» What is expected: Reproduce exactly, with no pictures, each line from the opening of the material down through the line containing "X, EyeOff, Minus".

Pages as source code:
## start

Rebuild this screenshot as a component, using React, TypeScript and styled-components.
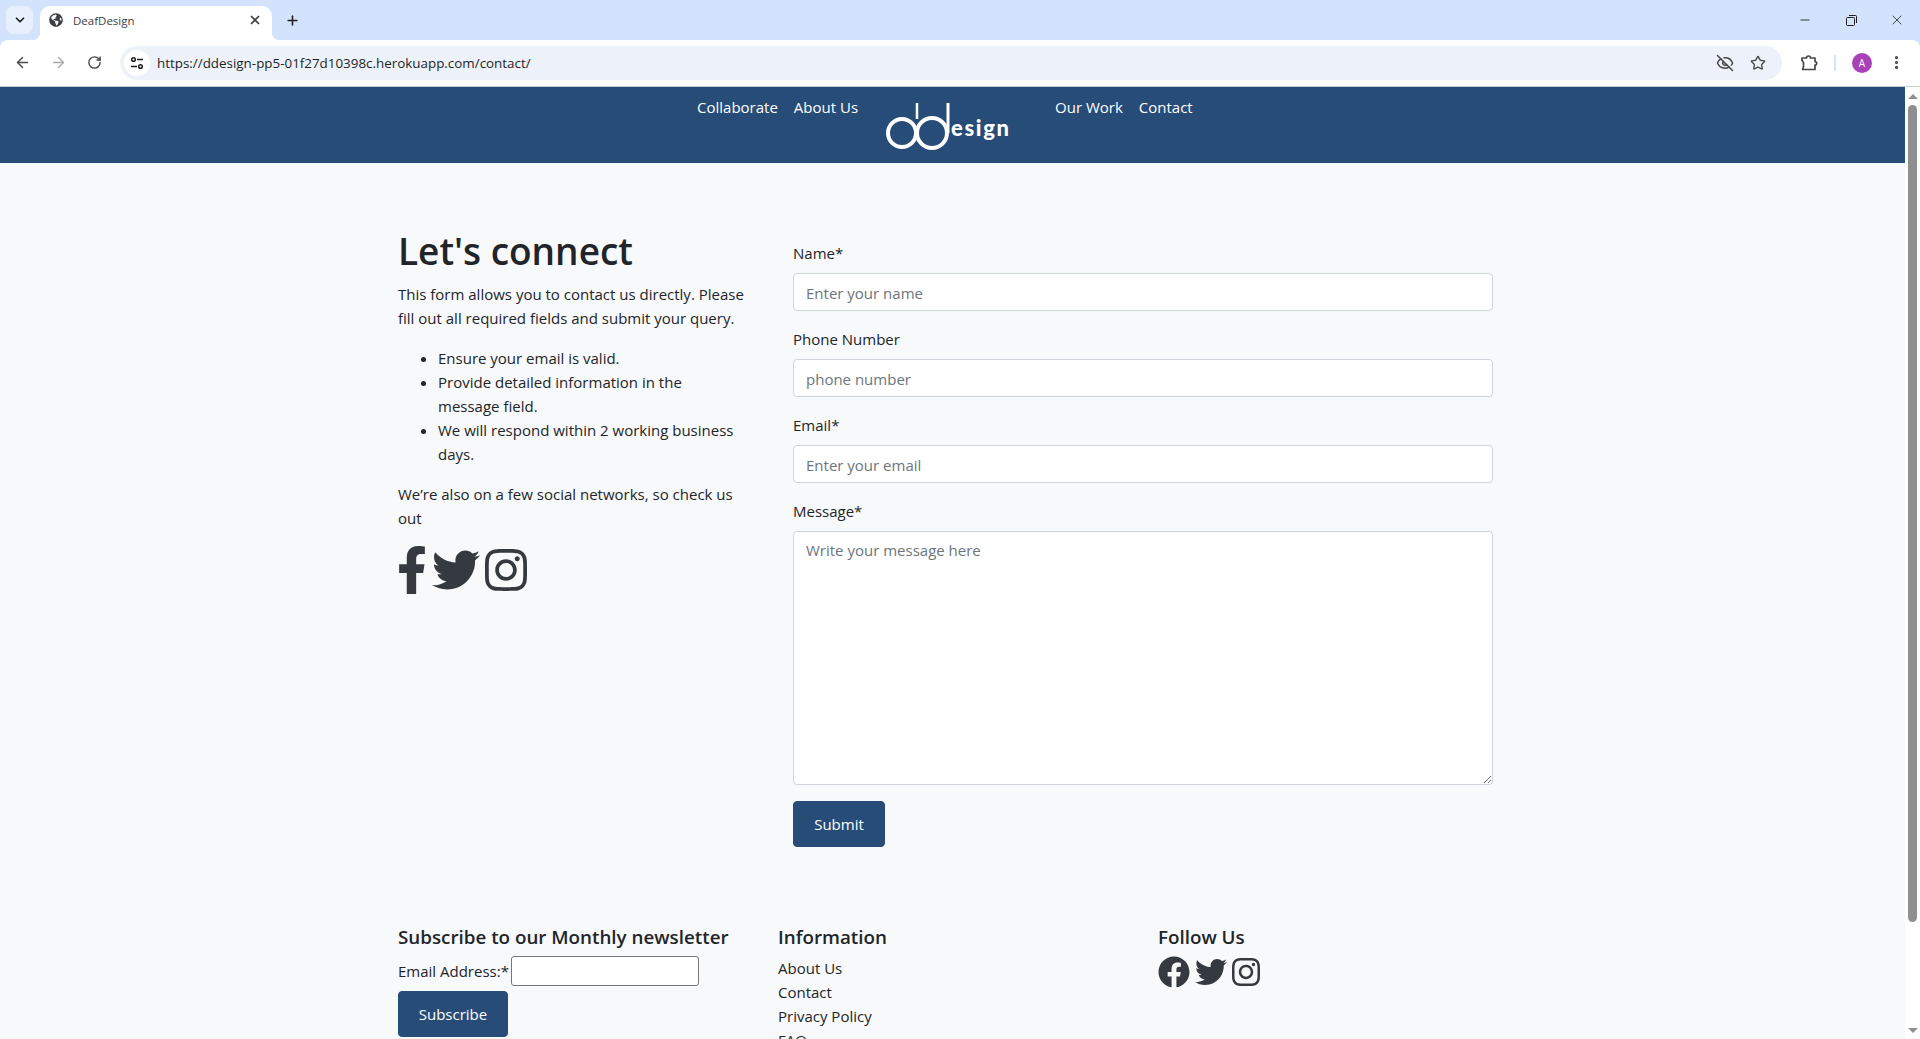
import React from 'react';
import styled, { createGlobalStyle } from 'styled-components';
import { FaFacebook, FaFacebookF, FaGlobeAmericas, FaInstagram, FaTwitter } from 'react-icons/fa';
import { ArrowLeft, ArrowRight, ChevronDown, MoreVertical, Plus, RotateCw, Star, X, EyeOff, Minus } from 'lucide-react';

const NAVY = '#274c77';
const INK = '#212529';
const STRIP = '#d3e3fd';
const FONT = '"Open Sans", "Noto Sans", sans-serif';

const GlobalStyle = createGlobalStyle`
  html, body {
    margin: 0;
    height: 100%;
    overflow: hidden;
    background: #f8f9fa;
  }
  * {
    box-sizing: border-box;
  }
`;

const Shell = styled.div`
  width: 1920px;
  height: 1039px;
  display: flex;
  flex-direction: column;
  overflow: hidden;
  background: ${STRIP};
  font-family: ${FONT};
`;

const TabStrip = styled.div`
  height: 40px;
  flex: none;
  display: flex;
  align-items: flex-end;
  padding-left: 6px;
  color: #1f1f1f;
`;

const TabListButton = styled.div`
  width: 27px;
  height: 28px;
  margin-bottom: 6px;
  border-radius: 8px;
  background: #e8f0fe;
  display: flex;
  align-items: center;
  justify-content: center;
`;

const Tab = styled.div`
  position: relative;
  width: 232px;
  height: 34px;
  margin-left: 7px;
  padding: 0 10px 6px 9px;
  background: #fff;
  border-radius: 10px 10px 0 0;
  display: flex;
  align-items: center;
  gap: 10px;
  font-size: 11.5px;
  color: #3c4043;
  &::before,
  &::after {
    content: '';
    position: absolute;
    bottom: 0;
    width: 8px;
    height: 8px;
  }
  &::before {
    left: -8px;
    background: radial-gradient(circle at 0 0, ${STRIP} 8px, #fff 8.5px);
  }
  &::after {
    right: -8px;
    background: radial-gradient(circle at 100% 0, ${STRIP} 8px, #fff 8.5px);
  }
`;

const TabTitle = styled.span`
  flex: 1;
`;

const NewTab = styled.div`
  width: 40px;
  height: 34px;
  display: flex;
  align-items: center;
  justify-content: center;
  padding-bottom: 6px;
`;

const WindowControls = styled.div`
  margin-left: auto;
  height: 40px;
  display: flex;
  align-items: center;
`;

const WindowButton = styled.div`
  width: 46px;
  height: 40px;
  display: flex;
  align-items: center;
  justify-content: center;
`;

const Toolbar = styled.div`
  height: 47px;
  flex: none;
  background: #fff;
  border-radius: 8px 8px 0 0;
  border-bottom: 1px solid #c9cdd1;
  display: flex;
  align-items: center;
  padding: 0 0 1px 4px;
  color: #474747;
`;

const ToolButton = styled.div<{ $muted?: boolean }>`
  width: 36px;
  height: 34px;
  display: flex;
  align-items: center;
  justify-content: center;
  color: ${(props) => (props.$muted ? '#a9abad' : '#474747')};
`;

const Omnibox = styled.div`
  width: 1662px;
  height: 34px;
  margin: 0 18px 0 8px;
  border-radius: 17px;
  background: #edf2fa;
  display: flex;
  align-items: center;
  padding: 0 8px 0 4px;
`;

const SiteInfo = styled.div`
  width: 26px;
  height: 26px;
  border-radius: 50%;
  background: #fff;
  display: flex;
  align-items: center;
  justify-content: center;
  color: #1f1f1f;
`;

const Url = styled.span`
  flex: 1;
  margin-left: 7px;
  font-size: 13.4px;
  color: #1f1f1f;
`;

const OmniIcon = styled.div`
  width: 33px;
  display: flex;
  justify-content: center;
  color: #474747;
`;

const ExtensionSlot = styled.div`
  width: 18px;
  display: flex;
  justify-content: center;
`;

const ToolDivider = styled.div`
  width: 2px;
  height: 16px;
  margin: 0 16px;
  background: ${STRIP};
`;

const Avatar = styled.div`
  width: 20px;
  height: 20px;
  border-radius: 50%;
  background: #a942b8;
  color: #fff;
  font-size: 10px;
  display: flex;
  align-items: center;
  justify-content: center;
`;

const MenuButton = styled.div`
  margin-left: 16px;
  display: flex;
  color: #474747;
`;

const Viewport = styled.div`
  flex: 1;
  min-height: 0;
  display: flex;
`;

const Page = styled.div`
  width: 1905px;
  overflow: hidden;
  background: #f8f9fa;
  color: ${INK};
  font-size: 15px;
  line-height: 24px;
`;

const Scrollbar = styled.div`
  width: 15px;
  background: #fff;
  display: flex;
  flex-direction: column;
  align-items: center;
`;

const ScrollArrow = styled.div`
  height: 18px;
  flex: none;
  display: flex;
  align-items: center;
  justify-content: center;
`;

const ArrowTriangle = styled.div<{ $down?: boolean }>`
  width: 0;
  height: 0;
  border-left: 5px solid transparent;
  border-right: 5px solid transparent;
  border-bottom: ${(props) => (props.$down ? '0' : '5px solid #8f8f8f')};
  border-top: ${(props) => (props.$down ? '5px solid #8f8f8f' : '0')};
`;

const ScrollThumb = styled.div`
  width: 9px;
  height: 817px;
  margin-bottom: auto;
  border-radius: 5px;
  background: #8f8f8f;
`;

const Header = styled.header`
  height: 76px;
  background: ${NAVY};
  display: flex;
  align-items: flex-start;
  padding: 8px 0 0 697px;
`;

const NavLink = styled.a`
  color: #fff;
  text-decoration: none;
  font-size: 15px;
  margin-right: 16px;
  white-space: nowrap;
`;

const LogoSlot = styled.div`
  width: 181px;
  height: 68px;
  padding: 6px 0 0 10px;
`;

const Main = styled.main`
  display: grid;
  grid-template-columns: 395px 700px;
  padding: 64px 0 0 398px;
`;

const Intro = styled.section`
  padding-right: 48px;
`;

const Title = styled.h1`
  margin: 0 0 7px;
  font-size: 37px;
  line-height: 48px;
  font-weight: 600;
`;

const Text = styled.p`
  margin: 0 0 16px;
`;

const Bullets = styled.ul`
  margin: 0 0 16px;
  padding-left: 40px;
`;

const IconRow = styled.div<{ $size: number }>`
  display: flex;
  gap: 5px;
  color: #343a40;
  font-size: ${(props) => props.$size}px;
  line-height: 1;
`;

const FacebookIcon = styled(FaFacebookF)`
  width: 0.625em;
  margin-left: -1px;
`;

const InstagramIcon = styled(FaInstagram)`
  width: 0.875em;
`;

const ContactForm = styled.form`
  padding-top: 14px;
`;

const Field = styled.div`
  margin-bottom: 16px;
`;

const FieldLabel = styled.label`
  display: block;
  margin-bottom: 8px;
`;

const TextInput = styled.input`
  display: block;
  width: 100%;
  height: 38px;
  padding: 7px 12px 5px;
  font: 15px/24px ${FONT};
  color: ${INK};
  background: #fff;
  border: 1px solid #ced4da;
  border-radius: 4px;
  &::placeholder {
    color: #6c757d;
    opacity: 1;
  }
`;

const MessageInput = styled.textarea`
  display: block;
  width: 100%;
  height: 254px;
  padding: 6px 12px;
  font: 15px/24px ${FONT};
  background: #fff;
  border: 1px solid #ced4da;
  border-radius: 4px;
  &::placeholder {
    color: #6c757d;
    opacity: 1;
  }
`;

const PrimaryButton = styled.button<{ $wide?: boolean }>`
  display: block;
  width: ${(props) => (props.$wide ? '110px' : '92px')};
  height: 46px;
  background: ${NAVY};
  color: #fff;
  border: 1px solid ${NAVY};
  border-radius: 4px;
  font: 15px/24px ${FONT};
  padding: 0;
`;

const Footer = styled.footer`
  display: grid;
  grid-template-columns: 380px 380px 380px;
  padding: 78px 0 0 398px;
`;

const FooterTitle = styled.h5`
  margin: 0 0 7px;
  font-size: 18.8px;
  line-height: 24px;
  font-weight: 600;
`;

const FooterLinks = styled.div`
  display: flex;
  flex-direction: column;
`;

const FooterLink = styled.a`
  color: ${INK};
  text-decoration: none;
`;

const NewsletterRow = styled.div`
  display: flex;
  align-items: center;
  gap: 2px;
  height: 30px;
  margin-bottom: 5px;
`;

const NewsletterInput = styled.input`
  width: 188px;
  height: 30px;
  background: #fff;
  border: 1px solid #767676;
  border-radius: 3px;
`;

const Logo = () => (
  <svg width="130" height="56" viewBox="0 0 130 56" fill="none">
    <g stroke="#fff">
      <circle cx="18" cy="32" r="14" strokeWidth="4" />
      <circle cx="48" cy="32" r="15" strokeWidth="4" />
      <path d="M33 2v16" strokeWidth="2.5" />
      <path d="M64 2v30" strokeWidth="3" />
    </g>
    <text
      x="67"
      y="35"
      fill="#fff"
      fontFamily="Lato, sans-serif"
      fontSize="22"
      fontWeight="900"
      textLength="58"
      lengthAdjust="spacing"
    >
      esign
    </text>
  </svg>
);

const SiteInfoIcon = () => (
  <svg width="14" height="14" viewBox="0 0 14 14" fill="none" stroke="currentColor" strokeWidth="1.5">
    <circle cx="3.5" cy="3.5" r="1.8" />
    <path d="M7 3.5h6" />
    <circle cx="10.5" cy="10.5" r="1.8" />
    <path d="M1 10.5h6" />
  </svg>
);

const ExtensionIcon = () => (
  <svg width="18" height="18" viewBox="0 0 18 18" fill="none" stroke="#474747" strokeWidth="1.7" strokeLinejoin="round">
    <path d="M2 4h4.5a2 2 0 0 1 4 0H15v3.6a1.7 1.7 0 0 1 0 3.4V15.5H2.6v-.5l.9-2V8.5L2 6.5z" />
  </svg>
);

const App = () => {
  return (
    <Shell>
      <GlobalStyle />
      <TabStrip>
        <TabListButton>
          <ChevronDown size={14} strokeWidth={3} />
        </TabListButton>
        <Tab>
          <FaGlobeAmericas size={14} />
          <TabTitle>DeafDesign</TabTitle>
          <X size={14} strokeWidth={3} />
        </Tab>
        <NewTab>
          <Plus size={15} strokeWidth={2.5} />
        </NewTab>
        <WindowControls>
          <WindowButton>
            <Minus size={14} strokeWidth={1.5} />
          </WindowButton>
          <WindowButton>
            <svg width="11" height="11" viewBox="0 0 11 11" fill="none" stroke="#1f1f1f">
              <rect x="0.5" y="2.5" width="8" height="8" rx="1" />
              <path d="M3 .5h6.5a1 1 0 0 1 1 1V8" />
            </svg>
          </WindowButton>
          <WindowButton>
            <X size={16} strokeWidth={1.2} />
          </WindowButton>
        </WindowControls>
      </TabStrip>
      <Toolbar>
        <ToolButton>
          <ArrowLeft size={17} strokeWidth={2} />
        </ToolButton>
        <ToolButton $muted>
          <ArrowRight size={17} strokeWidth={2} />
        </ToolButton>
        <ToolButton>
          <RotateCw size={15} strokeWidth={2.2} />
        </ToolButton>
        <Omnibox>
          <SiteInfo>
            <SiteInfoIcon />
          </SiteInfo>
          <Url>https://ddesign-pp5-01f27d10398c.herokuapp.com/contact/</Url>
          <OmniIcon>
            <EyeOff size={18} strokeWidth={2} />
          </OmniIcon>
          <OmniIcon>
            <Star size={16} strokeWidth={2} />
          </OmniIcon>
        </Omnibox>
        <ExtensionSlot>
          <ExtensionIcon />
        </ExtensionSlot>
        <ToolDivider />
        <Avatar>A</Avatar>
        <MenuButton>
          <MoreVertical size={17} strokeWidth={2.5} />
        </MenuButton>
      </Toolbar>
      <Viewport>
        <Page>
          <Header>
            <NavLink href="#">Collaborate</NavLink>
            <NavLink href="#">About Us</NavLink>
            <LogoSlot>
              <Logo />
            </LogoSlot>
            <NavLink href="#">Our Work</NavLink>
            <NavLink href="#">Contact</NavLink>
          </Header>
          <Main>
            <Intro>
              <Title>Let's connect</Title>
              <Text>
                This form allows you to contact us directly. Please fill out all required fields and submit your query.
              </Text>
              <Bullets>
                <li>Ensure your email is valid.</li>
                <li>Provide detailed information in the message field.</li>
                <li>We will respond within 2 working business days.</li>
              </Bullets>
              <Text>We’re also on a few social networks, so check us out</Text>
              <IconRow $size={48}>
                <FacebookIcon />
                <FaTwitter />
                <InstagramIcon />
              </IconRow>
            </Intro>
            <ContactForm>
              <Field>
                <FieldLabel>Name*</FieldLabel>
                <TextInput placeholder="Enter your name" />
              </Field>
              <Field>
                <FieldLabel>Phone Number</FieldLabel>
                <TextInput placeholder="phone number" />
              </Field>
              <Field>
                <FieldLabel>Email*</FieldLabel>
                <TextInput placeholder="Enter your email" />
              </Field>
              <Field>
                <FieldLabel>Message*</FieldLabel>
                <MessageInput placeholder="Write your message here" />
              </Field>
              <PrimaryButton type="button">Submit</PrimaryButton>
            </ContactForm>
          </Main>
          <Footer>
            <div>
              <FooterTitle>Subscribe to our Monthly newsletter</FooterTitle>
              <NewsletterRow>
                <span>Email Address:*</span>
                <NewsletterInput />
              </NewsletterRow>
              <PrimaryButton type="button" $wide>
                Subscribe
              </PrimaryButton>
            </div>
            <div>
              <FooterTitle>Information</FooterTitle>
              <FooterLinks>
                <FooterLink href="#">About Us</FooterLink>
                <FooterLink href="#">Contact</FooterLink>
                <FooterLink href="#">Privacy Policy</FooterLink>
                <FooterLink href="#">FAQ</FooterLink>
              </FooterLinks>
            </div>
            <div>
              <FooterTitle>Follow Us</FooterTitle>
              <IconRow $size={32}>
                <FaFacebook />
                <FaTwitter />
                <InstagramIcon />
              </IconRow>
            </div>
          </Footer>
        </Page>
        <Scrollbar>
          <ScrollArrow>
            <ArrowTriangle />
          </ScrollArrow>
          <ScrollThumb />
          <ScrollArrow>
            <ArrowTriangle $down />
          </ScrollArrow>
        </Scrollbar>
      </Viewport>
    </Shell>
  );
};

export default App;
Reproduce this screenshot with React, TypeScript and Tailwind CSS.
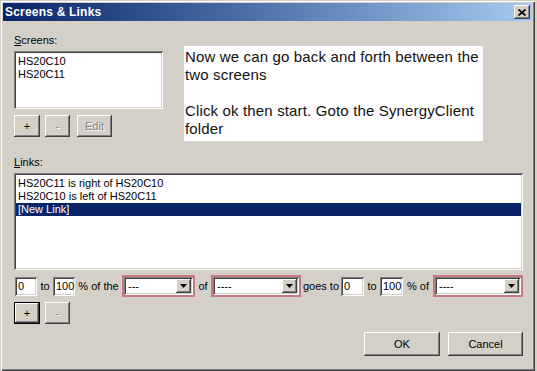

## end

» Result of this task:
Rebuild this screenshot as a component, using React, TypeScript and styled-components.
import React from 'react';
import styled, { createGlobalStyle } from 'styled-components';
import { FaFacebook, FaFacebookF, FaGlobeAmericas, FaInstagram, FaTwitter } from 'react-icons/fa';
import { ArrowLeft, ArrowRight, ChevronDown, MoreVertical, Plus, RotateCw, Star, X, EyeOff, Minus } from 'lucide-react';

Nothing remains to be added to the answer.